**SHORT EXERCISE**. Compile every line that includes the word "screenshot".

**DATA FOR THE TASK**.
+---+

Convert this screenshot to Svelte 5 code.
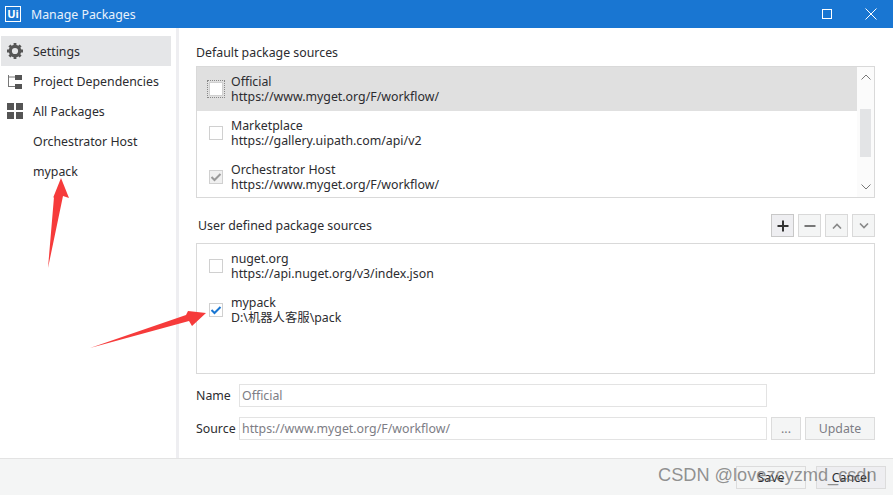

+---+

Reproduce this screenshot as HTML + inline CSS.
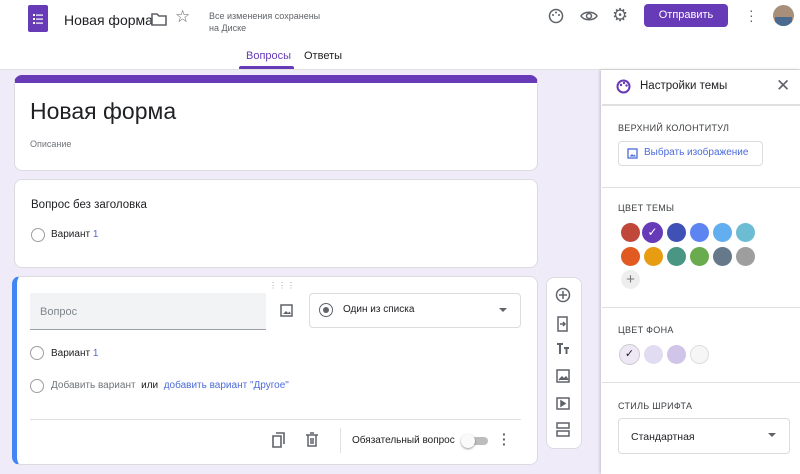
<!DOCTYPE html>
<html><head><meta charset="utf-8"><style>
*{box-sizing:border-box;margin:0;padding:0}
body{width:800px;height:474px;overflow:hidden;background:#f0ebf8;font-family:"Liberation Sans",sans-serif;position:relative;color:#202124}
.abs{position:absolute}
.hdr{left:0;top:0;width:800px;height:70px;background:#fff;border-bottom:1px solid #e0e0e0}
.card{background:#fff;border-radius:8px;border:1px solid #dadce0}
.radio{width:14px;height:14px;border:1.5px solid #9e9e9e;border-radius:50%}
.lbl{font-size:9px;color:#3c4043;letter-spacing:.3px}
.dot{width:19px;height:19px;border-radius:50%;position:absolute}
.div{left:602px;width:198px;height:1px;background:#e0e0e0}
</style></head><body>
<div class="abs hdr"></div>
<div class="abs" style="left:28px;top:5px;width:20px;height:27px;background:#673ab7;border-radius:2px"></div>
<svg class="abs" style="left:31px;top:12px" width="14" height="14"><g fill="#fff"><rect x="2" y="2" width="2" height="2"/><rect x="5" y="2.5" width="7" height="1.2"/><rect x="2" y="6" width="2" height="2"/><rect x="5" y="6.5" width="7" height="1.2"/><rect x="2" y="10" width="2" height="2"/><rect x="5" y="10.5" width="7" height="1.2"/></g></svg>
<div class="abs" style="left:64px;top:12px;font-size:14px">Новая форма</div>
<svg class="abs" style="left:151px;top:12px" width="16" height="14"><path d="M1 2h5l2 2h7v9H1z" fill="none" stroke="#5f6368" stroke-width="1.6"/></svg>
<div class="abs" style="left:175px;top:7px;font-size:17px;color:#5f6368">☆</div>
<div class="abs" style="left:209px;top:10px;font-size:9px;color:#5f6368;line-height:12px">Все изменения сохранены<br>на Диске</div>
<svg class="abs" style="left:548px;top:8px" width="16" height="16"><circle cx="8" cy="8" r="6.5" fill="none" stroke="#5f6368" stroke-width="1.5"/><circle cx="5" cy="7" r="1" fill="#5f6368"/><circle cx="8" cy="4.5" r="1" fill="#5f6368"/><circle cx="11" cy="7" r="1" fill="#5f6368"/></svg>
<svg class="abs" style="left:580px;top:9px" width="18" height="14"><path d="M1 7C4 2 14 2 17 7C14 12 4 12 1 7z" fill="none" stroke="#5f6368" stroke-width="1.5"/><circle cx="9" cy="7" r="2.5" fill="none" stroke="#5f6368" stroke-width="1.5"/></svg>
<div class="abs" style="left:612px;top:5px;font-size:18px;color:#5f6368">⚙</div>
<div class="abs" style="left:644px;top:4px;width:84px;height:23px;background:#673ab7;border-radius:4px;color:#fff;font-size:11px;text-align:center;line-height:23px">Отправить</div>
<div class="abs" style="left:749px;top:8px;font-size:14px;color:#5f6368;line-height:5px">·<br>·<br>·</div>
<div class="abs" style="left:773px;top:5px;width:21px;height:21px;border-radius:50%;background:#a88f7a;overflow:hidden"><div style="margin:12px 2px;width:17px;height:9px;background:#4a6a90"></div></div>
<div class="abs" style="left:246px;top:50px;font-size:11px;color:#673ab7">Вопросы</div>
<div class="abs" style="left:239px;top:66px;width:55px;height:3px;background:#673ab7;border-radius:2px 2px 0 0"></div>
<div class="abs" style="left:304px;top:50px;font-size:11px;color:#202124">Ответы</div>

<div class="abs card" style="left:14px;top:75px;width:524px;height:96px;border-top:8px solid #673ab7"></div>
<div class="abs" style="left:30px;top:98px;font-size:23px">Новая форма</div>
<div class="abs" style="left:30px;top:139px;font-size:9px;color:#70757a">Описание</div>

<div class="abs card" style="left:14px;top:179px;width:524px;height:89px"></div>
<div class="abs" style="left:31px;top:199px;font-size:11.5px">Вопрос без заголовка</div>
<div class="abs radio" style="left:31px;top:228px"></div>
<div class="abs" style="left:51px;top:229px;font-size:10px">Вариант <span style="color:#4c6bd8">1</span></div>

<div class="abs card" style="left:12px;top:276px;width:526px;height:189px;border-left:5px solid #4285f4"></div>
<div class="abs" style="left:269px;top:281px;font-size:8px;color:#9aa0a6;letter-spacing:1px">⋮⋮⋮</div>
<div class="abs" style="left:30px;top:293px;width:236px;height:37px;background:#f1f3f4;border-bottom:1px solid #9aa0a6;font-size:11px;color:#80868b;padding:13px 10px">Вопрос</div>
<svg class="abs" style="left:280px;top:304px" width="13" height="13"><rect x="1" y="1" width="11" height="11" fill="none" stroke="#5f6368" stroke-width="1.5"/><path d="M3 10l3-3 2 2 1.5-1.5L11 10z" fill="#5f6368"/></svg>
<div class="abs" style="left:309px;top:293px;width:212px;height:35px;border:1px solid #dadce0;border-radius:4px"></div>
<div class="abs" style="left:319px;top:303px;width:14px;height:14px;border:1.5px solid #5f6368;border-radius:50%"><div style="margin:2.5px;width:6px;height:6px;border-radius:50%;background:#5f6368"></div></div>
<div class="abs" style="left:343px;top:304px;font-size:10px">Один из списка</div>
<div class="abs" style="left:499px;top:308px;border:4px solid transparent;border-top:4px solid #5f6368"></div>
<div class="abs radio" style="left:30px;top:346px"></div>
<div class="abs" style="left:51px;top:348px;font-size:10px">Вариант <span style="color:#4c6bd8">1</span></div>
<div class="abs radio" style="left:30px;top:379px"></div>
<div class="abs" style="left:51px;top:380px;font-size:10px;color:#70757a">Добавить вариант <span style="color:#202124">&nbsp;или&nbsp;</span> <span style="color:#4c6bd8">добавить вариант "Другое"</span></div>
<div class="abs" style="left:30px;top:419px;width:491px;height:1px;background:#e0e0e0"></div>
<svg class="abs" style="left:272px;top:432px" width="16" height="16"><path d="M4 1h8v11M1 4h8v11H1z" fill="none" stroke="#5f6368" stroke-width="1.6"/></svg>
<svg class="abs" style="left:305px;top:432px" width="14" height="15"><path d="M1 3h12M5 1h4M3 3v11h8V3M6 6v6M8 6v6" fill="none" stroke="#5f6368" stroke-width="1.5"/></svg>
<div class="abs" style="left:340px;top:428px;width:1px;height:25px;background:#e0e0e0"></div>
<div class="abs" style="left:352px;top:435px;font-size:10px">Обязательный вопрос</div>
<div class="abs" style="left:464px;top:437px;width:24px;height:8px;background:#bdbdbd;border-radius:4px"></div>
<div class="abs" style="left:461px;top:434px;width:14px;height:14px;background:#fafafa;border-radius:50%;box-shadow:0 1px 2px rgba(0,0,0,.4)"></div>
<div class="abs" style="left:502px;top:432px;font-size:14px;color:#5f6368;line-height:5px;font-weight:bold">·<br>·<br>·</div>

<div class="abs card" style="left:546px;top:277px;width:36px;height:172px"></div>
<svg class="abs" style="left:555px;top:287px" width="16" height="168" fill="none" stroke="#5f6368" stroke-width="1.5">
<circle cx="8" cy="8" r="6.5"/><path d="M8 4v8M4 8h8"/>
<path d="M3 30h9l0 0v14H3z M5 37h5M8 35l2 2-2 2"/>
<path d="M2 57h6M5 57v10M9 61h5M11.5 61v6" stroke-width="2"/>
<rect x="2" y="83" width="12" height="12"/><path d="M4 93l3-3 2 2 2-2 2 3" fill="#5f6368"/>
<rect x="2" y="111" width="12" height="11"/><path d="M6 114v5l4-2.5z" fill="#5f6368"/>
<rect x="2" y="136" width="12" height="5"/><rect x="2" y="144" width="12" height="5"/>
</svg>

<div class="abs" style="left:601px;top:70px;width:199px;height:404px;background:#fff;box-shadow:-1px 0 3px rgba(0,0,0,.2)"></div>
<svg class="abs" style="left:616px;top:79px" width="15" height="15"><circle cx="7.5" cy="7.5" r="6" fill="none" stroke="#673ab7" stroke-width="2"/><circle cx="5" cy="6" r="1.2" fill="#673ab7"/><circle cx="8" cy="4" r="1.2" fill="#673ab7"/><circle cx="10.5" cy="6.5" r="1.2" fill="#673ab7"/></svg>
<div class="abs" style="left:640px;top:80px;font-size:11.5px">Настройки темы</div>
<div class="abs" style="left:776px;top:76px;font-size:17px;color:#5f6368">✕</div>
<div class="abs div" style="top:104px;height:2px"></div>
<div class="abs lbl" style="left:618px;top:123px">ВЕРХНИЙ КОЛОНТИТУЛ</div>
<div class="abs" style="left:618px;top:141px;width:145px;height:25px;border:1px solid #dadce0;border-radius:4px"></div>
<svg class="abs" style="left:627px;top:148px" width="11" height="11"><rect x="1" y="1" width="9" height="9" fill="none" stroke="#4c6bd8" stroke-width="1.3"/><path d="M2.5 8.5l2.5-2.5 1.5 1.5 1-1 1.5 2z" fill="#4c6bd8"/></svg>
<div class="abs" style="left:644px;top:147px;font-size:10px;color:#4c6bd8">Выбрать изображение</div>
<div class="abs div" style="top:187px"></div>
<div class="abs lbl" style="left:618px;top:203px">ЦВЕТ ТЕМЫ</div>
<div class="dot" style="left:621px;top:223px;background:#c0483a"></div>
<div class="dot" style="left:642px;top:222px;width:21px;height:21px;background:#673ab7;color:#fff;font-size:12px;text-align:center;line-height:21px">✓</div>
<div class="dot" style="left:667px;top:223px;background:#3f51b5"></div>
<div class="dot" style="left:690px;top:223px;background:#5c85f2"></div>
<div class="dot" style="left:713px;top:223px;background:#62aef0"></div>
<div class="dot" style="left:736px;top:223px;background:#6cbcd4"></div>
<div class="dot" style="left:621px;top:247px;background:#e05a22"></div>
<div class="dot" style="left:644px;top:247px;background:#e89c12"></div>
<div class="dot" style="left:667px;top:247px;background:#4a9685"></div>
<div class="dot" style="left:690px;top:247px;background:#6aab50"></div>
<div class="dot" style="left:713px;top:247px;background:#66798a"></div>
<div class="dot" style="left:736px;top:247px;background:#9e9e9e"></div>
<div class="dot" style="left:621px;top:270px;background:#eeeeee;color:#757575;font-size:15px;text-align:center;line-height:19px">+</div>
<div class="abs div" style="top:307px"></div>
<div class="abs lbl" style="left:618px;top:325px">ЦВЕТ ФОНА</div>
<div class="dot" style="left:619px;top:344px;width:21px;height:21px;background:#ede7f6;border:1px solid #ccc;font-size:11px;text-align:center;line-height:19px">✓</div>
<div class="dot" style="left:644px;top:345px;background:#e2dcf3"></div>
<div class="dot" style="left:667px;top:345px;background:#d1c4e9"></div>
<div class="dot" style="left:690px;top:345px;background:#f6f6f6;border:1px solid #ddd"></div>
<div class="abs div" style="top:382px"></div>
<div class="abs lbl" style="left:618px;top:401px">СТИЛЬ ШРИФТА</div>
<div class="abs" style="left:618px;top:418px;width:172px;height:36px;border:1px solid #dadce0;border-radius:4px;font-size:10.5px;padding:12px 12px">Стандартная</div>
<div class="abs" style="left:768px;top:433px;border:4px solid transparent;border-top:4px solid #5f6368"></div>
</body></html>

+---+

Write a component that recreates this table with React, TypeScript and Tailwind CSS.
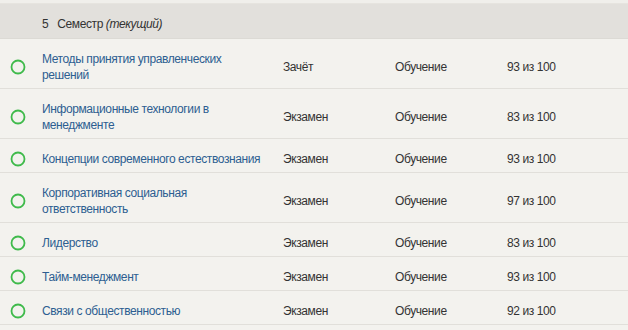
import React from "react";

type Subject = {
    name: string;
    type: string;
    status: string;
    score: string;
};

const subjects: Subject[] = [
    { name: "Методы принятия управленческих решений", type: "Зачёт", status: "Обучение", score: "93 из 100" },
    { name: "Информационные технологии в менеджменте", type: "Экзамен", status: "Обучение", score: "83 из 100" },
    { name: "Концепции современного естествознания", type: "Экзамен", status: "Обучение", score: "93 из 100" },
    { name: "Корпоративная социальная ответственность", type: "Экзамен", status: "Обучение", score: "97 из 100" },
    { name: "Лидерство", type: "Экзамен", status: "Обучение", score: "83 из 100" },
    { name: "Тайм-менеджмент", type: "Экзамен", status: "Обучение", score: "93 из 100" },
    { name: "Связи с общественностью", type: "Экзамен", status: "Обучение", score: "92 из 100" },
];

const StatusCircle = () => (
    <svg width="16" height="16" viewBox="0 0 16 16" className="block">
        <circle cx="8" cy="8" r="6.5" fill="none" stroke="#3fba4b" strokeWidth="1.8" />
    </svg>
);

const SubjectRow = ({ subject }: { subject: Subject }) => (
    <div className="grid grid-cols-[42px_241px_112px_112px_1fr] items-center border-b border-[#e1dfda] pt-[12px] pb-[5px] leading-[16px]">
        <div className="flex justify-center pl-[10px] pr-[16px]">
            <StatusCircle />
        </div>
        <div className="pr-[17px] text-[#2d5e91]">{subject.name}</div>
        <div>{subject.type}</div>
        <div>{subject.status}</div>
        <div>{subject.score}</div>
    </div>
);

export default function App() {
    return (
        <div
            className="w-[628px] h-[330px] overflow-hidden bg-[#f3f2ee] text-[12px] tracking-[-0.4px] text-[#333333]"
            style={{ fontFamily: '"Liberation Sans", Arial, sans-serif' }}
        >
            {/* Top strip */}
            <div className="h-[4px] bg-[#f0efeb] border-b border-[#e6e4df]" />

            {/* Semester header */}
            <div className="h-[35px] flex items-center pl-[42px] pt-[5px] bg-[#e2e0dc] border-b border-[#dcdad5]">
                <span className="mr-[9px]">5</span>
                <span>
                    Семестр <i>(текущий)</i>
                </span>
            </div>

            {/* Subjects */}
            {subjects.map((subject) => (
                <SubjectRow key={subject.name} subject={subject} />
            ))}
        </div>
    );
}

+---+

**SOLUTION FOR THIS PROBLEM**.
Convert this screenshot to Svelte 5 code.
Reproduce this screenshot as HTML + inline CSS.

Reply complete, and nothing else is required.